In March, lockdown forced The Music School on the High Street to close for the first time in 18 years. As the school prepares to reopen, Liliana Dimovska explains why children and adults alike should listen up
The interruption that lockdown brought prompted us to reflect on the values and benefits of participating in music activities and why it is so important now, more than ever, to offer high-quality music education to the Wanstead community. As an experienced music performer and educator, I am thrilled to be introducing, for the first time, an Early Years programme based on the colourstrings method, as well as well structured courses for adults, starting this month.
The colourstrings approach is a unique general musicianship education for children from birth to five years and provides a foundation for future musical training. The classes have a relaxing and positive atmosphere that encourages creativity, listening and active participation. Hungarian violinist Géza Szilvay developed the colourstrings method in Finland in the 1970s after finding the need to help his own children through the early, challenging years of playing.
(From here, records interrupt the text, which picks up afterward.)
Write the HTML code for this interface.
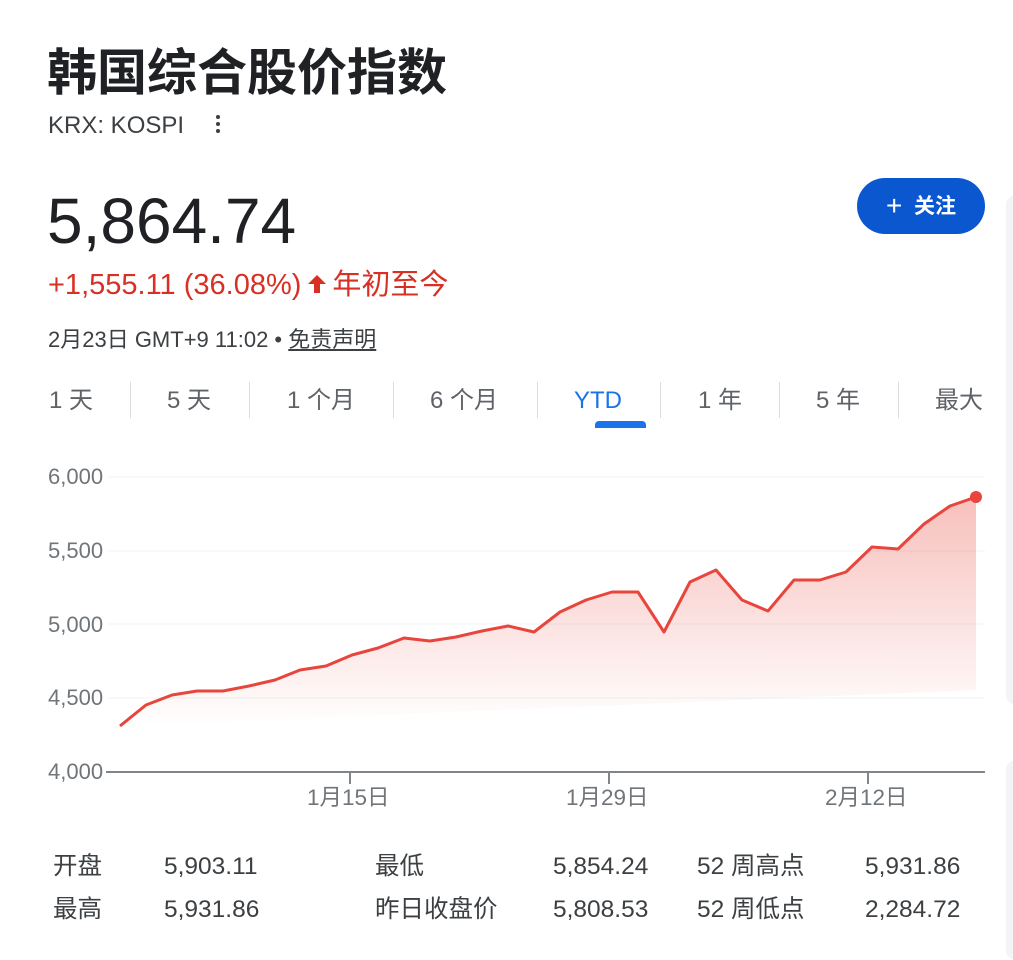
<!DOCTYPE html>
<html><head><meta charset="utf-8"><style>
*{margin:0;padding:0;box-sizing:border-box}
body{width:1013px;height:942px;background:#fff;position:relative;overflow:hidden;font-family:"Liberation Sans","Noto Sans CJK SC",sans-serif;color:#202124}
.a{position:absolute;white-space:nowrap}
.tab{position:absolute;top:384px;font-size:24px;line-height:34px;color:#5f6368;}
.sep{position:absolute;top:382px;width:1px;height:36px;background:#dadce0}
.st{position:absolute;font-size:24.5px;line-height:30px;color:#3c4043}
.yl{position:absolute;left:48px;font-size:22px;line-height:24px;color:#70757a}
.xl{position:absolute;top:785px;font-size:22.5px;line-height:26px;color:#70757a}
</style></head><body>
<div class="a" style="left:47px;top:38px;font-size:50px;line-height:70px;font-weight:bold;color:#202124">韩国综合股价指数</div>
<div class="a" style="left:48px;top:111px;font-size:24px;line-height:30px;color:#3c4043">KRX: KOSPI</div>
<div class="a" style="left:216px;top:113px;width:5px;height:24px">
<div style="position:absolute;left:0;top:2px;width:4px;height:4px;border-radius:2px;background:#3c4043"></div>
<div style="position:absolute;left:0;top:9px;width:4px;height:4px;border-radius:2px;background:#3c4043"></div>
<div style="position:absolute;left:0;top:16px;width:4px;height:4px;border-radius:2px;background:#3c4043"></div></div>
<div class="a" style="left:47px;top:183px;font-size:64px;line-height:76px;color:#202124">5,864.74</div>
<div class="a" style="left:48px;top:267px;font-size:29px;line-height:36px;color:#d93025">+1,555.11 (36.08%)<svg width="24" height="24" viewBox="0 0 24 24" style="vertical-align:-2px;margin:0 3px 0 4px"><path d="M12 3 L21 12 L15 12 L15 21 L9 21 L9 12 L3 12 Z" fill="#d93025"/></svg>年初至今</div>
<div class="a" style="left:48px;top:326px;font-size:22px;line-height:28px;color:#3c4043">2月23日 GMT+9 11:02 • <span style="text-decoration:underline">免责声明</span></div>
<div class="a" style="left:857px;top:178px;width:128px;height:56px;border-radius:28px;background:#0b57d0;color:#fff;font-size:21px;font-weight:bold;text-align:center;line-height:55px"><span style="font-weight:normal;font-size:28px;vertical-align:-2px">+</span>&nbsp; 关注</div>
<div class="a" style="left:1006px;top:195px;width:20px;height:510px;border-radius:14px;background:#f3f4f6"></div>
<div class="a" style="left:1006px;top:760px;width:20px;height:200px;border-radius:14px;background:#f3f4f6"></div>
<div class="tab" style="left:49px">1 天</div>
<div class="sep" style="left:130px"></div>
<div class="tab" style="left:167px">5 天</div>
<div class="sep" style="left:249px"></div>
<div class="tab" style="left:287px">1 个月</div>
<div class="sep" style="left:393px"></div>
<div class="tab" style="left:430px">6 个月</div>
<div class="sep" style="left:537px"></div>
<div class="tab" style="left:574px;color:#1a73e8">YTD</div>
<div class="a" style="left:595px;top:421px;width:51px;height:7px;border-radius:4px 4px 0 0;background:#1a73e8"></div>
<div class="sep" style="left:660px"></div>
<div class="tab" style="left:698px">1 年</div>
<div class="sep" style="left:779px"></div>
<div class="tab" style="left:816px">5 年</div>
<div class="sep" style="left:898px"></div>
<div class="tab" style="left:935px">最大</div>
<div class="yl" style="top:465px">6,000</div>
<div class="yl" style="top:539px">5,500</div>
<div class="yl" style="top:613px">5,000</div>
<div class="yl" style="top:686px">4,500</div>
<div class="yl" style="top:760px">4,000</div>
<svg class="a" style="left:0;top:0" width="1013" height="942">
<defs><linearGradient id="g" x1="0" y1="0" x2="0" y2="1"><stop offset="0" stop-color="#e84a3f" stop-opacity="0.35"/><stop offset="1" stop-color="#e84a3f" stop-opacity="0"/></linearGradient></defs>
<g stroke="#f1f3f4" stroke-width="1"><line x1="108" y1="477" x2="985" y2="477"/><line x1="108" y1="551" x2="985" y2="551"/><line x1="108" y1="624" x2="985" y2="624"/><line x1="108" y1="698" x2="985" y2="698"/></g>
<path d="M120,726 L146,705 172,695 197,691 223,691 249,686 275,680 300,670 326,666 352,655 378,648 404,638 430,641 456,637 482,631 508,626 534,632 560,612 586,600 612,592 638,592 664,632 690,582 716,570 742,600 768,611 794,580 820,580 846,572 872,547 898,549 924,524 950,506 976,497 L976,690 L120,726 Z" fill="url(#g)"/>
<polyline fill="none" stroke="#e8453c" stroke-width="3" stroke-linejoin="round" points="120,726 146,705 172,695 197,691 223,691 249,686 275,680 300,670 326,666 352,655 378,648 404,638 430,641 456,637 482,631 508,626 534,632 560,612 586,600 612,592 638,592 664,632 690,582 716,570 742,600 768,611 794,580 820,580 846,572 872,547 898,549 924,524 950,506 976,497"/>
<circle cx="976" cy="497" r="6" fill="#e8453c"/>
<line x1="106" y1="772" x2="985" y2="772" stroke="#80868b" stroke-width="2"/>
<g stroke="#80868b" stroke-width="2"><line x1="350" y1="772" x2="350" y2="784"/><line x1="609" y1="772" x2="609" y2="784"/><line x1="868" y1="772" x2="868" y2="784"/></g>
</svg>
<div class="xl" style="left:307px">1月15日</div>
<div class="xl" style="left:566px">1月29日</div>
<div class="xl" style="left:825px">2月12日</div>
<div class="st" style="left:53px;top:852px">开盘</div>
<div class="st" style="left:164px;top:852px">5,903.11</div>
<div class="st" style="left:375px;top:852px">最低</div>
<div class="st" style="left:553px;top:852px">5,854.24</div>
<div class="st" style="left:697px;top:852px">52 周高点</div>
<div class="st" style="left:865px;top:852px">5,931.86</div>
<div class="st" style="left:53px;top:895px">最高</div>
<div class="st" style="left:164px;top:895px">5,931.86</div>
<div class="st" style="left:375px;top:895px">昨日收盘价</div>
<div class="st" style="left:553px;top:895px">5,808.53</div>
<div class="st" style="left:697px;top:895px">52 周低点</div>
<div class="st" style="left:865px;top:895px">2,284.72</div>
</body></html>
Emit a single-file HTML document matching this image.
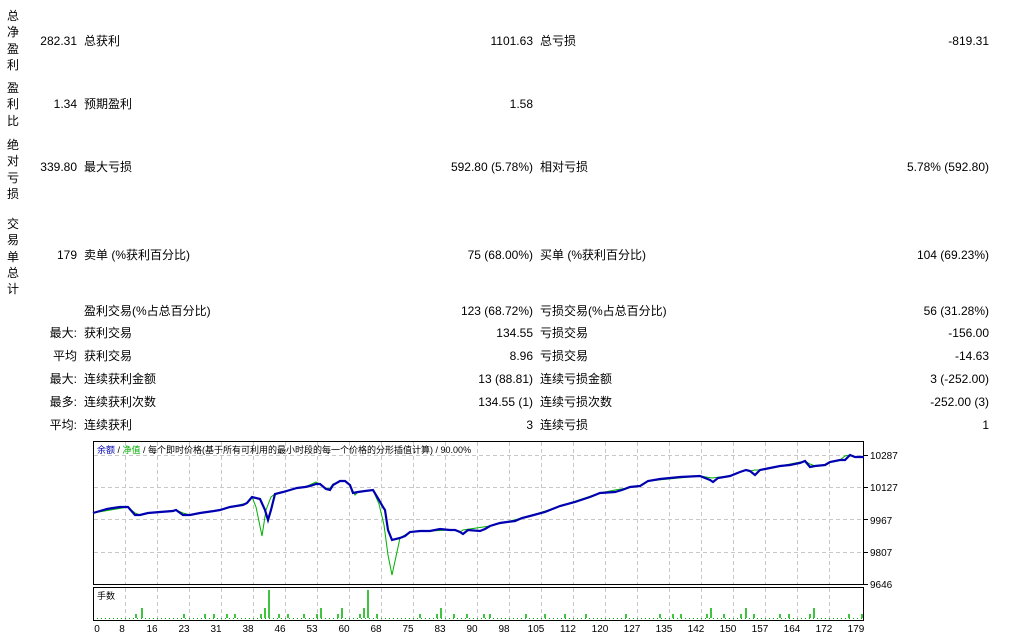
<!DOCTYPE html>
<html><head><meta charset="utf-8"><style>
body{margin:0;width:1017px;height:641px;background:#fff;position:relative;overflow:hidden;font-family:"Liberation Sans","Noto Sans CJK SC",sans-serif;font-size:12px;color:#000}
.t{position:absolute;white-space:nowrap;line-height:14px}
.r{text-align:right}
.v{position:absolute;left:7px;width:14px;line-height:16.3px;font-size:12px}
</style></head><body>
<div class="v" style="top:8px">总<br>净<br>盈<br>利</div>
<div class="v" style="top:80px">盈<br>利<br>比</div>
<div class="v" style="top:137px">绝<br>对<br>亏<br>损</div>
<div class="v" style="top:216px">交<br>易<br>单<br>总<br>计</div>

<div class="t r" style="right:940px;top:34px">282.31</div><div class="t" style="left:84px;top:34px">总获利</div><div class="t r" style="right:484px;top:34px">1101.63</div><div class="t" style="left:540px;top:34px">总亏损</div><div class="t r" style="right:28px;top:34px">-819.31</div>
<div class="t r" style="right:940px;top:97px">1.34</div><div class="t" style="left:84px;top:97px">预期盈利</div><div class="t r" style="right:484px;top:97px">1.58</div>
<div class="t r" style="right:940px;top:160px">339.80</div><div class="t" style="left:84px;top:160px">最大亏损</div><div class="t r" style="right:484px;top:160px">592.80 (5.78%)</div><div class="t" style="left:540px;top:160px">相对亏损</div><div class="t r" style="right:28px;top:160px">5.78% (592.80)</div>
<div class="t r" style="right:940px;top:248px">179</div><div class="t" style="left:84px;top:248px">卖单 (%获利百分比)</div><div class="t r" style="right:484px;top:248px">75 (68.00%)</div><div class="t" style="left:540px;top:248px">买单 (%获利百分比)</div><div class="t r" style="right:28px;top:248px">104 (69.23%)</div>
<div class="t" style="left:84px;top:304px">盈利交易(%占总百分比)</div><div class="t r" style="right:484px;top:304px">123 (68.72%)</div><div class="t" style="left:540px;top:304px">亏损交易(%占总百分比)</div><div class="t r" style="right:28px;top:304px">56 (31.28%)</div>
<div class="t r" style="right:940px;top:326px">最大:</div><div class="t" style="left:84px;top:326px">获利交易</div><div class="t r" style="right:484px;top:326px">134.55</div><div class="t" style="left:540px;top:326px">亏损交易</div><div class="t r" style="right:28px;top:326px">-156.00</div>
<div class="t r" style="right:940px;top:349px">平均</div><div class="t" style="left:84px;top:349px">获利交易</div><div class="t r" style="right:484px;top:349px">8.96</div><div class="t" style="left:540px;top:349px">亏损交易</div><div class="t r" style="right:28px;top:349px">-14.63</div>
<div class="t r" style="right:940px;top:372px">最大:</div><div class="t" style="left:84px;top:372px">连续获利金额</div><div class="t r" style="right:484px;top:372px">13 (88.81)</div><div class="t" style="left:540px;top:372px">连续亏损金额</div><div class="t r" style="right:28px;top:372px">3 (-252.00)</div>
<div class="t r" style="right:940px;top:395px">最多:</div><div class="t" style="left:84px;top:395px">连续获利次数</div><div class="t r" style="right:484px;top:395px">134.55 (1)</div><div class="t" style="left:540px;top:395px">连续亏损次数</div><div class="t r" style="right:28px;top:395px">-252.00 (3)</div>
<div class="t r" style="right:940px;top:418px">平均:</div><div class="t" style="left:84px;top:418px">连续获利</div><div class="t r" style="right:484px;top:418px">3</div><div class="t" style="left:540px;top:418px">连续亏损</div><div class="t r" style="right:28px;top:418px">1</div>

<svg style="position:absolute;left:0;top:0" width="1017" height="641">
<g stroke="#c8c8c8" stroke-dasharray="4,3" stroke-width="1" fill="none">
<line x1="94" y1="455.5" x2="863" y2="455.5"/><line x1="94" y1="487.5" x2="863" y2="487.5"/><line x1="94" y1="519.5" x2="863" y2="519.5"/><line x1="94" y1="552.5" x2="863" y2="552.5"/>
<path d="M125.5 442V584M157.5 442V584M189.5 442V584M221.5 442V584M253.5 442V584M285.5 442V584M317.5 442V584M349.5 442V584M381.5 442V584M413.5 442V584M445.5 442V584M477.5 442V584M509.5 442V584M541.5 442V584M573.5 442V584M605.5 442V584M637.5 442V584M669.5 442V584M701.5 442V584M733.5 442V584M765.5 442V584M797.5 442V584M829.5 442V584"/>
<path d="M125.5 588V620M157.5 588V620M189.5 588V620M221.5 588V620M253.5 588V620M285.5 588V620M317.5 588V620M349.5 588V620M381.5 588V620M413.5 588V620M445.5 588V620M477.5 588V620M509.5 588V620M541.5 588V620M573.5 588V620M605.5 588V620M637.5 588V620M669.5 588V620M701.5 588V620M733.5 588V620M765.5 588V620M797.5 588V620M829.5 588V620"/>
</g>
<rect x="93.5" y="441.5" width="770" height="143" fill="none" stroke="#000"/>
<rect x="93.5" y="587.5" width="770" height="33" fill="none" stroke="#000"/>
<g stroke="#000"><line x1="864" y1="455.5" x2="868" y2="455.5"/><line x1="864" y1="487.5" x2="868" y2="487.5"/><line x1="864" y1="519.5" x2="868" y2="519.5"/><line x1="864" y1="552.5" x2="868" y2="552.5"/><line x1="864" y1="584.5" x2="868" y2="584.5"/></g>
<polyline fill="none" stroke="#00b000" stroke-width="1" points="93,513 128,507 135,513 140,515 148,513 176,510 183,513 190,515 214,511 230,507 247,503 252,497 256,507 262,536 266,510 271,497 275,494 283,492 297,488 305,487 316,482 320,484 326,489 330,488 333,484 340,481 345,481 350,485 355,495 358,492 373,490 379,504 384,525 388,555 392,575 400,538 410,532 450,530 455,530 460,532 463,530 490,526 530,516 600,493 615,490 640,486 648,481 700,476 712,478 720,477 730,476 740,472 746,470 750,471 755,470 760,470 805,461 810,464 815,466 825,465 830,462 840,460 845,456 850,455 855,457 864,457"/>
<polyline fill="none" stroke="#0000b0" stroke-width="2.2" points="93,513 100,511 107,509 113,508 120,507 128,507 135,515 140,515 148,513 160,512 173,511 176,510 183,515 190,515 200,513 214,511 220,510 230,507 243,505 247,503 252,497 260,499 265,510 268,520 271,510 275,494 283,492 290,490 297,488 305,487 310,486 316,484 320,484 326,489 330,490 333,485 340,481 345,481 350,485 353,493 358,492 365,491 373,490 379,500 383,507 385,510 388,530 392,540 400,538 405,536 410,532 420,531 430,531 440,529 450,530 455,530 460,532 463,534 468,530 480,531 485,529 490,526 500,523 507,522 515,521 522,518 530,516 545,512 560,506 575,502 590,497 600,493 615,492 622,490 630,487 640,486 648,481 660,479 680,477 700,476 710,480 713,482 718,478 730,476 740,472 746,470 750,471 755,475 760,470 765,469 770,468 780,466 790,465 800,463 805,461 810,467 815,466 825,465 830,462 840,460 845,460 850,455 855,457 864,457"/>
<line x1="97" y1="618.5" x2="862" y2="618.5" stroke="#00b000" stroke-dasharray="1,3"/>
<g stroke="#00b000" stroke-width="1.5">
<line x1="136" y1="618" x2="136" y2="614"/><line x1="142" y1="618" x2="142" y2="608"/><line x1="184" y1="618" x2="184" y2="614"/><line x1="205" y1="618" x2="205" y2="614"/><line x1="214" y1="618" x2="214" y2="614"/><line x1="227" y1="618" x2="227" y2="614"/><line x1="235" y1="618" x2="235" y2="614"/><line x1="261" y1="618" x2="261" y2="614"/><line x1="265" y1="618" x2="265" y2="608"/><line x1="269" y1="618" x2="269" y2="590"/><line x1="279" y1="618" x2="279" y2="614"/><line x1="288" y1="618" x2="288" y2="614"/><line x1="304" y1="618" x2="304" y2="614"/><line x1="317" y1="618" x2="317" y2="614"/><line x1="321" y1="618" x2="321" y2="608"/><line x1="338" y1="618" x2="338" y2="614"/><line x1="342" y1="618" x2="342" y2="608"/><line x1="360" y1="618" x2="360" y2="614"/><line x1="364" y1="618" x2="364" y2="608"/><line x1="368" y1="618" x2="368" y2="590"/><line x1="377" y1="618" x2="377" y2="614"/><line x1="420" y1="618" x2="420" y2="614"/><line x1="437" y1="618" x2="437" y2="614"/><line x1="441" y1="618" x2="441" y2="608"/><line x1="454" y1="618" x2="454" y2="614"/><line x1="467" y1="618" x2="467" y2="614"/><line x1="484" y1="618" x2="484" y2="614"/><line x1="490" y1="618" x2="490" y2="614"/><line x1="526" y1="618" x2="526" y2="614"/><line x1="545" y1="618" x2="545" y2="614"/><line x1="565" y1="618" x2="565" y2="614"/><line x1="586" y1="618" x2="586" y2="614"/><line x1="626" y1="618" x2="626" y2="614"/><line x1="660" y1="618" x2="660" y2="614"/><line x1="673" y1="618" x2="673" y2="614"/><line x1="681" y1="618" x2="681" y2="614"/><line x1="707" y1="618" x2="707" y2="614"/><line x1="711" y1="618" x2="711" y2="608"/><line x1="724" y1="618" x2="724" y2="614"/><line x1="741" y1="618" x2="741" y2="614"/><line x1="746" y1="618" x2="746" y2="608"/><line x1="754" y1="618" x2="754" y2="614"/><line x1="780" y1="618" x2="780" y2="614"/><line x1="789" y1="618" x2="789" y2="614"/><line x1="810" y1="618" x2="810" y2="614"/><line x1="814" y1="618" x2="814" y2="608"/><line x1="849" y1="618" x2="849" y2="614"/><line x1="862" y1="618" x2="862" y2="614"/>
</g>
<g font-family="Liberation Sans, sans-serif" font-size="10" fill="#000">
<text x="870" y="459">10287</text><text x="870" y="491">10127</text><text x="870" y="524">9967</text><text x="870" y="556">9807</text><text x="870" y="588">9646</text>
</g>
<g font-family="Liberation Sans, sans-serif" font-size="10" fill="#000" text-anchor="middle">
<text x="97" y="632">0</text><text x="122" y="632">8</text><text x="152" y="632">16</text><text x="184" y="632">23</text><text x="216" y="632">31</text><text x="248" y="632">38</text><text x="280" y="632">46</text><text x="312" y="632">53</text><text x="344" y="632">60</text><text x="376" y="632">68</text><text x="408" y="632">75</text><text x="440" y="632">83</text><text x="472" y="632">90</text><text x="504" y="632">98</text><text x="536" y="632">105</text><text x="568" y="632">112</text><text x="600" y="632">120</text><text x="632" y="632">127</text><text x="664" y="632">135</text><text x="696" y="632">142</text><text x="728" y="632">150</text><text x="760" y="632">157</text><text x="792" y="632">164</text><text x="824" y="632">172</text><text x="856" y="632">179</text>
</g>
<text x="97" y="453" font-family="Liberation Sans, Noto Sans CJK SC, sans-serif" font-size="9"><tspan fill="#0000b0">余额</tspan> / <tspan fill="#00b000">净值</tspan> / 每个即时价格(基于所有可利用的最小时段的每一个价格的分形插值计算) / 90.00%</text>
<text x="97" y="599" font-family="Liberation Sans, Noto Sans CJK SC, sans-serif" font-size="9">手数</text>
</svg>
</body></html>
He wanted to make the learning process more joyful, more natural.
When children are five, they are ready to start learning to play a musical instrument. The colourstrings programme provides them with a fun and engaging introduction to the violin using nursery rhymes they love and vibrant, colourful visual representation. As all children learn in their own way, lessons can be taken on an individual, paired, or small-group basis. Individual lessons are good for those who want one-on-one tuition, and paired and small-group lessons are good for social interaction and learning to listen to other players.
But children are not the only ones who benefit from musical activities. Adults can make new social connections when they learn an instrument. Maybe you learnt to play as a child and want to brush up old skills, or you wish you had learnt, but never had a chance. It is never too late. Research shows the benefits of participating in music as it relates to physical, mental, emotional and spiritual wellbeing.
Music lessons have been shown to improve memory in a study of adults between the ages of 60 and 85 (Jennifer Bugos, University of South Florida), and it can also reduce anxiety, depression and loneliness.
During lockdown, we all had to learn and adapt to a new way of online learning. Our experience was so positive that we will continue to offer a full online programme for those who are shielding but still want access to lessons. On the other hand, for those who prefer face-to-face tuition, we plan to re-open on 7 September with all necessary safety steps in place in line with government regulations.